BY · October 30, 2015 10:10 am

The Kenya Revenue Authority has missed on its first quarter revenue target by 28 billion shillings according to the Kenya Revenue Authority Commissioner General, John Njiraini. Mr Njiraini told Kenya’s Parliamentary session last Thursday that Kenya Revenue Authority managed to collect approximately 300 billion shillings in the first three months of the current financial year against the target of 328 billion shillings.

Mr. Njiraini said that the shortfall of 28 billion shillings because of what he called ‘things that are not in our control’ saying that despite the less 28 billion shillings off the target, the collected figure still represents a 10.2 percent growth compared to a similar period at the same time the previous year and this shows how high this year’s target was placed.

According to Kenya Revenue Authority, the failure to hit the target is attributed to a reduction of the corporate taxes as a result of large companies posted lower earnings that were saddled by higher financing costs in the wake of steep rise in the interest rate as well as the stiff competition from the Chinese and Indian products.

KRA also gets much of its revenue from payroll taxes from company employees but due to these hard economic times, large companies decided to lay off their staff as the government also imposed a recruitment freeze. This resulted in the shortage of staff that KRA would have collected payroll taxes from.

The taxman managed to collect 65 billion shillings from Pay As You Earn (PAYE) and this was 10 billion off target and this is the area that was hardest hit by this slowdown. According to KRA, payroll taxes grew by 9.5 percent last year compared to an average 20.7 percent the previous three years and this is an indication of the deteriorating employment market and according to Mr.
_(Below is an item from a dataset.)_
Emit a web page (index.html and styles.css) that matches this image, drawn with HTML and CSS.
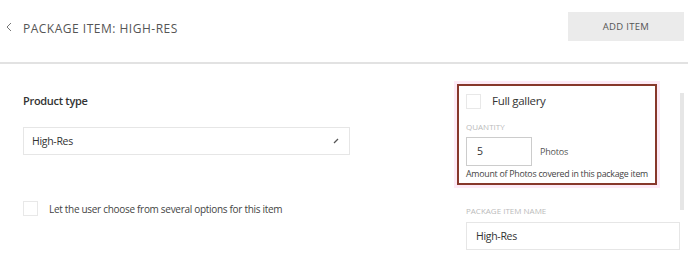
FILE: index.html
```html
<!DOCTYPE html>
<html lang="en">
<head>
  <meta charset="UTF-8" />
  <title>Package Item</title>
  <link rel="stylesheet" href="styles.css">
</head>
<body>
  <header class="topbar">
    <div class="title">
      <svg class="back" width="8" height="10" viewBox="0 0 8 10"><path d="M6 1 L2 5 L6 9" fill="none" stroke="#777" stroke-width="1" /></svg>
      <h1>Package item: High-Res</h1>
    </div>
    <button class="add-btn">Add item</button>
  </header>

  <div class="content">
    <div class="main">
      <h3>Product type</h3>
      <div class="select">
        <span>High-Res</span>
        <svg width="6" height="6" viewBox="0 0 6 6"><path d="M1 5 L5 1" stroke="#555" stroke-width="1.2" /></svg>
      </div>
      <label class="check-row">
        <span class="box"></span>
        Let the user choose from several options for this item
      </label>
    </div>

    <div class="side">
      <div class="gallery">
        <label class="gallery-check">
          <span class="box"></span>
          Full gallery
        </label>
        <div class="label">Quantity</div>
        <div class="qty-row">
          <div class="qty">5</div>
          <span>Photos</span>
        </div>
        <div class="hint">Amount of Photos covered in this package item</div>
      </div>

      <div class="field">
        <div class="label">Package item name</div>
        <div class="text-input">High-Res</div>
      </div>
    </div>

    <div class="scrollbar"></div>
  </div>
</body>
</html>
```

FILE: styles.css
```css
body {
  margin: 0;
  font-family: 'Open Sans', sans-serif;
  color: #333;
  background: #fff;
}

.topbar {
  display: flex;
  justify-content: space-between;
  align-items: center;
  height: 62px;
  border-bottom: 2px solid #e2e2e2;
  padding: 0 4px 0 5px;
}

.title {
  display: flex;
  align-items: center;
  margin-top: -5px;
}

.back {
  margin-top: -4px;
  margin-right: 10px;
}

h1 {
  margin: 0;
  font-size: 12px;
  font-weight: 400;
  letter-spacing: 0.5px;
  text-transform: uppercase;
  color: #555;
}

.add-btn {
  width: 116px;
  height: 29px;
  margin-top: -9px;
  border: none;
  background: #ebebeb;
  font-family: 'Open Sans', sans-serif;
  font-size: 9.5px;
  letter-spacing: 0.3px;
  text-transform: uppercase;
  color: #555;
}

.content {
  display: flex;
}

.main {
  width: 327px;
  padding-left: 23px;
  padding-top: 27px;
}

h3 {
  margin: 0;
  font-size: 11px;
  font-weight: 600;
  letter-spacing: -0.3px;
  line-height: 20px;
  color: #333;
}

.select {
  display: flex;
  justify-content: space-between;
  align-items: center;
  height: 26px;
  margin-top: 16px;
  padding: 0 10px 0 8px;
  border: 1px solid #e6e6e6;
  font-size: 10.5px;
  letter-spacing: -0.3px;
}

.check-row {
  display: flex;
  align-items: center;
  gap: 11px;
  margin-top: 46px;
  font-size: 10px;
  letter-spacing: -0.3px;
  color: #444;
}

.box {
  width: 13px;
  height: 13px;
  border: 1px solid #e8e8e8;
  flex-shrink: 0;
}

.side {
  width: 223px;
  margin-left: 107px;
  padding-top: 20px;
}

.gallery {
  width: 182px;
  padding: 6px 7px 3px 7px;
  border: 2px solid #87382b;
  box-shadow: 0 0 0 3px #fdeaf6;
}

.gallery-check {
  display: flex;
  align-items: center;
  gap: 11px;
  font-size: 11.5px;
  letter-spacing: -0.3px;
  line-height: 18px;
}

.label {
  font-size: 8px;
  line-height: 12px;
  color: #bbb;
  text-transform: uppercase;
}

.gallery .label {
  margin-top: 11px;
}

.qty-row {
  display: flex;
  align-items: center;
  gap: 8px;
  margin-top: 4px;
  font-size: 9px;
  letter-spacing: -0.2px;
  color: #555;
}

.qty {
  width: 54px;
  height: 27px;
  line-height: 27px;
  padding-left: 10px;
  border: 1px solid #ccc;
  font-size: 10.5px;
  color: #333;
}

.hint {
  margin-top: 2px;
  font-size: 8.8px;
  line-height: 12px;
  letter-spacing: -0.25px;
  white-space: nowrap;
  color: #444;
}

.field {
  padding-left: 9px;
  margin-top: 20px;
}

.text-input {
  height: 26px;
  line-height: 26px;
  margin-top: 5px;
  padding-left: 9px;
  border: 1px solid #e6e6e6;
  font-size: 10.5px;
  letter-spacing: -0.3px;
}

.scrollbar {
  width: 4px;
  height: 117px;
  margin-top: 29px;
  background: #e6e6e6;
}
```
Njiraini the slowdown was caused by the freeze in the public sector wage increments as well as the weak growth in the large corporate sector payrolls, a growth of 3.4 percent.

The Kenya Revenue Authority also revealed that it has hired international consultants, Mckinsey, that will help the agency to seal loopholes in the tax administration it believes that are denying the agency billions of shillings every month and also businesses have also submitted lower corporate taxes, paid in installments, and this is as a result of flattening out or also as a result of a drop in the earnings.

Records from KRA shows that the taxman has been facing a growing tax disputes of worth 105 billion shillings as well as appeals that are valued at 75 billion shillings that are waiting to be heard by the tribunal, where the agency hopes to fill the 20 billion tax gab and that 30 billion shilling worth of fresh cases are still in court.